What's really dishonest are these "fireside evening chats" taking up our 8pm prime time tv slots merely to try to sell the American people a bill of goods. If the budget & these ideas of Obama are so good, the bandwagon would jump by itself, not need an hour in prime time to sell it. IN addition, NOTHING FUNDAMENTAL HAS CHANGED IN THE COMPANIES LISTED ON THE NYSE IN TERMS OF EARNINGS OR PRODUCTION OR SALES, SO THIS WHOLE LITTLE MARKET BOOST IS ONCE AGAIN NOT BASED ON FUNDAMENTALS SO DON'T GET SUCKED IN MY HIS SCHPIEL.

ScreaminArmenian said...

Obama keeps using the word "invest" when referring to bloating budgets for entitlements and infrastructure. Where exactly where the return on investment be if these expensive new programs are not sustained? And when they are discontinued, I'm sure the resistance will be based the argument that Republicans are cutting jobs.

Julianne said...

Very well said, Mr. Salter. Thank you for binging to light the Administration's dishonesty.

Anonymous said...

A little off topic, but to echo Screamin's note of language... Why is it that elected officials insist on calling taxes "revenue?" I like to think of revenue as something that I earned. Taxes aren't earned, they're taken.

Anonymous said...

I think he needs more media attention. Just dont seem to get enough of that POTUS. NOT!!
Nice job Mr. Salter.

John Kalitka said...

Some in the media seem to have begun challenging the President on certain inconsistencies between his campaign rhetoric and performance of official duties. But until the media dispenses with its near-uniform idolatry of President Obama and his empty “hope and change” speech-making, Mr. Salter’s point about the payoff is exactly right.
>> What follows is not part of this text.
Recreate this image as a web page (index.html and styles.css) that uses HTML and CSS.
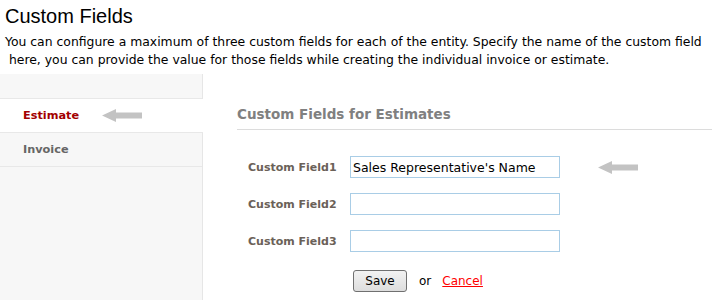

Nonetheless, “[n]o man, for any considerable period, can wear one face to himself and another to the multitude, without finally getting bewildered as to which may be true.” So wrote author and Democrat Nathaniel Hawthorne in the nineteenth century. There’s a certain truth to this sentiment, and I’m certain our President’s practiced prevarications will catch up to him someday. We should all hope that day comes very soon.